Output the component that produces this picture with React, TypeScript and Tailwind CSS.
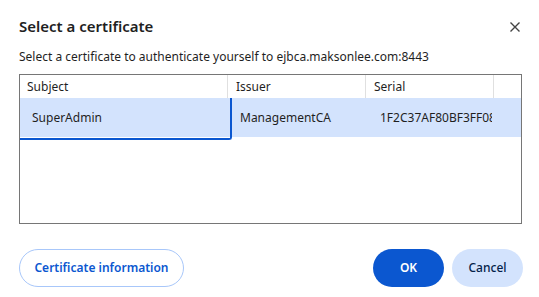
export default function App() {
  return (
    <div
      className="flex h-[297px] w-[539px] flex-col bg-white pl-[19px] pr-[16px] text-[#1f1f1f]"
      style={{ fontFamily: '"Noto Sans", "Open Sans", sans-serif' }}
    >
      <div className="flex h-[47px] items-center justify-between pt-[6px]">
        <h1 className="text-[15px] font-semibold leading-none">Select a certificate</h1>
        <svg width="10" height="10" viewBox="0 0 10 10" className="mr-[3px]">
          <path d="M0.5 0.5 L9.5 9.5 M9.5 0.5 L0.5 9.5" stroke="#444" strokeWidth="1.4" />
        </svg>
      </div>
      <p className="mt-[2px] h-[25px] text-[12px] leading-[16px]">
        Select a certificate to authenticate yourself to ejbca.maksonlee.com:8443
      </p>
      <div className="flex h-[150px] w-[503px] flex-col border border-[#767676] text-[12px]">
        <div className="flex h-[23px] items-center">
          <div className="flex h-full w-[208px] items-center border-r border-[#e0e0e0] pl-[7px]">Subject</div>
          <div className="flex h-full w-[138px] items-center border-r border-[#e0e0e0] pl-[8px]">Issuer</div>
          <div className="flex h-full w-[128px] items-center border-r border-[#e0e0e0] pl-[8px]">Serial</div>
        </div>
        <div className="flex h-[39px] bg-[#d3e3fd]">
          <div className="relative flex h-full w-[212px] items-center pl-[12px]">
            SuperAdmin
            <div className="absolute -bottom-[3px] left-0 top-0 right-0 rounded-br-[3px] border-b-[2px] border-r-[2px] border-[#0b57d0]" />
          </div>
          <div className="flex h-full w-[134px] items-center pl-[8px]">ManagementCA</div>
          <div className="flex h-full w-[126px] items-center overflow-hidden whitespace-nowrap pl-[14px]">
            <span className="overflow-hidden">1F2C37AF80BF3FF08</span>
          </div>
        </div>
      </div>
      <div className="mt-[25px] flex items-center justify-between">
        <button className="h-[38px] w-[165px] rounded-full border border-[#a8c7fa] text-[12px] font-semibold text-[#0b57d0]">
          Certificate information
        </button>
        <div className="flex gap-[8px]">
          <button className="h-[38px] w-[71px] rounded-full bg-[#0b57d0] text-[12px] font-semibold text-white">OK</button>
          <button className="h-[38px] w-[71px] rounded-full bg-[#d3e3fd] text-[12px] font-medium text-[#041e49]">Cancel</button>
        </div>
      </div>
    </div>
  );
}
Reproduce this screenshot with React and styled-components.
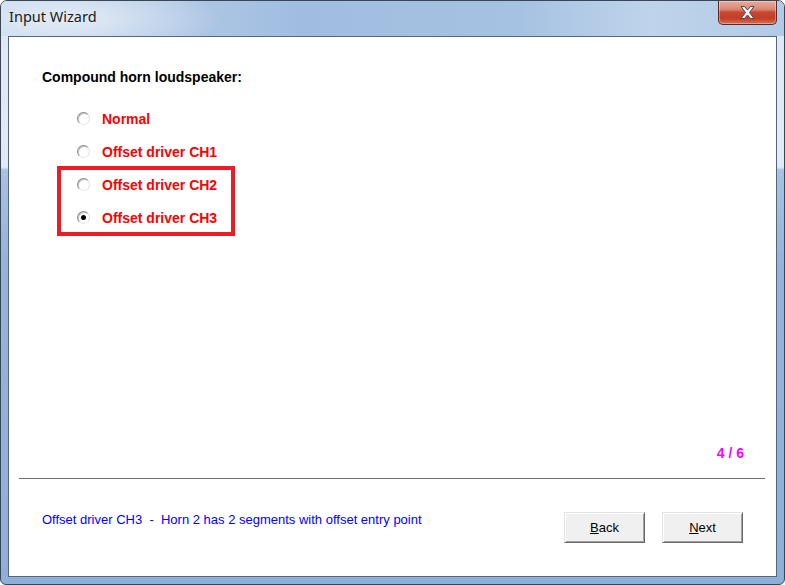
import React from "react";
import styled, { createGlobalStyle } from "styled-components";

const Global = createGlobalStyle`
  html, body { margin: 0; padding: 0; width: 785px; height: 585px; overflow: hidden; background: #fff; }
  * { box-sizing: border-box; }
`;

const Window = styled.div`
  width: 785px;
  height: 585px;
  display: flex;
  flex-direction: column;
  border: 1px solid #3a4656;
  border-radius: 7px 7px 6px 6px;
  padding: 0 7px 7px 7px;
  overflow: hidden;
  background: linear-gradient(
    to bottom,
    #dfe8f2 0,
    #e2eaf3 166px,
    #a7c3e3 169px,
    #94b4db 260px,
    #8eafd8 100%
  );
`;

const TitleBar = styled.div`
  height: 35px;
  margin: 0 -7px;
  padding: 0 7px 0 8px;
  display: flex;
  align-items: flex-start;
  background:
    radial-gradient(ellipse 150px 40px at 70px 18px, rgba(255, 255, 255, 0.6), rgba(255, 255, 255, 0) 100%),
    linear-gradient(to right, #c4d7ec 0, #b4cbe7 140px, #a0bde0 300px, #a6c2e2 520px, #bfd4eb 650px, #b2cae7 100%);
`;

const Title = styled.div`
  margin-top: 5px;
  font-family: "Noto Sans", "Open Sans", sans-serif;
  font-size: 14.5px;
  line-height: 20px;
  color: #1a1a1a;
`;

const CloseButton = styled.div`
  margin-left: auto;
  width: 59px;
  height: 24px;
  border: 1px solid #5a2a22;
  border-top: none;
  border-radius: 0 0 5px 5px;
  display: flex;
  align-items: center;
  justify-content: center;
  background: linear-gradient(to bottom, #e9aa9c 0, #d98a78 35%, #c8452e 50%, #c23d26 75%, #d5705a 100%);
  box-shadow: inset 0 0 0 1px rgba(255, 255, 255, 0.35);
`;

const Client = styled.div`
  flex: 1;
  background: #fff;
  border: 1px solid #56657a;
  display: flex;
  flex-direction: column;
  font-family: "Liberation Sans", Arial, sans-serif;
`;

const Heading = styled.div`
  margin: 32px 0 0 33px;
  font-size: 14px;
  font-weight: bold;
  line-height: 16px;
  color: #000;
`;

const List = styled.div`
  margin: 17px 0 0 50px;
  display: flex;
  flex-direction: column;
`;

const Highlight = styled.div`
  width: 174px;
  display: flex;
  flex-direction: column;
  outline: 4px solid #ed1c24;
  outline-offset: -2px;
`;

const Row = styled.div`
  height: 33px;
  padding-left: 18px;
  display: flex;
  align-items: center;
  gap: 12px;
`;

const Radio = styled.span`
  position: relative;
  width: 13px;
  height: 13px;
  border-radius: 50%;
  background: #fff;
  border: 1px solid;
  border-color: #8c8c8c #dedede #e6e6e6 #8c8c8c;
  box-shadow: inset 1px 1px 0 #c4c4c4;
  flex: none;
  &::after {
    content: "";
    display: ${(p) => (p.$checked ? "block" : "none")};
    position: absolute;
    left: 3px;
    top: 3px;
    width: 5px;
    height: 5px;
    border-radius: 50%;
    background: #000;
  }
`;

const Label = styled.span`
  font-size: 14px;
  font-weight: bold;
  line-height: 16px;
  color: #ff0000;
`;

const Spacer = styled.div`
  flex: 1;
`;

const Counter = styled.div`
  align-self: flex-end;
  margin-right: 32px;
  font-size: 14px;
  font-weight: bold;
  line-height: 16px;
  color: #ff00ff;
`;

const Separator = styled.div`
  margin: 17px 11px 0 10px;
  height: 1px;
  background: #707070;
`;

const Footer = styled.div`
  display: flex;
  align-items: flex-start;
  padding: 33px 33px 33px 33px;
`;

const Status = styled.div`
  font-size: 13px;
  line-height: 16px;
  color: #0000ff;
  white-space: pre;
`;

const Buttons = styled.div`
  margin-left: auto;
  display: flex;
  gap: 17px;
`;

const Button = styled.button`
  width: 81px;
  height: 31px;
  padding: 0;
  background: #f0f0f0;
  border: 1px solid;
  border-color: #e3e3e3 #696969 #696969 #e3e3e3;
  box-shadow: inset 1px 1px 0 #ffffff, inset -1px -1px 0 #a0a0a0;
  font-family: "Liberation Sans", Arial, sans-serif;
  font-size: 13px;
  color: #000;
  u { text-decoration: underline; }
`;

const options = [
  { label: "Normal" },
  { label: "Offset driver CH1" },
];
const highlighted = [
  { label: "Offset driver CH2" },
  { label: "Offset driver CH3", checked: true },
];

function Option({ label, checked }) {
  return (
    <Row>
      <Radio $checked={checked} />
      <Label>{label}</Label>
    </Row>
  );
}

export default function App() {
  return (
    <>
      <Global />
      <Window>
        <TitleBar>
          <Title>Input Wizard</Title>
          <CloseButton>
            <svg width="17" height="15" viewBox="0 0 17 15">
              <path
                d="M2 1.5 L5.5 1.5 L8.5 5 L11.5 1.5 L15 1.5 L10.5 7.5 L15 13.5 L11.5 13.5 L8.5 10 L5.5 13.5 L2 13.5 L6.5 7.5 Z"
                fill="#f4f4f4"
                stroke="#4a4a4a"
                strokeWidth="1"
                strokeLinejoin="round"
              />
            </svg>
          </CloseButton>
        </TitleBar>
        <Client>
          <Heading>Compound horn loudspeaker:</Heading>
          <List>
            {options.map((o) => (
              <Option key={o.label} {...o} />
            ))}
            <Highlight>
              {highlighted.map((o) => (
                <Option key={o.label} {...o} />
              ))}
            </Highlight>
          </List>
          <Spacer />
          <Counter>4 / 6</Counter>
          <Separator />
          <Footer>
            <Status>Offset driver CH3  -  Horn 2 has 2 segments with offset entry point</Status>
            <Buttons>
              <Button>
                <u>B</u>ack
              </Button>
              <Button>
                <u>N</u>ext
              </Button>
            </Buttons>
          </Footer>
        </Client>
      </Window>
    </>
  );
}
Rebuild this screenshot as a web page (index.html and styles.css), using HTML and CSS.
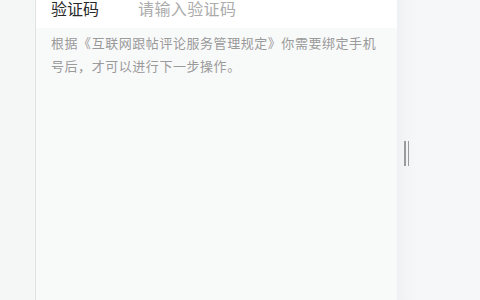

WHAT NEEDS TO BE DONE: Which lines hold the word "this"? Copy every one of them.

WRITTEN SOLUTION:
Output the component that produces this picture with React, TypeScript and Tailwind CSS.
Reproduce this screenshot with React and styled-components.
Rebuild this screenshot as a web page (index.html and styles.css), using HTML and CSS.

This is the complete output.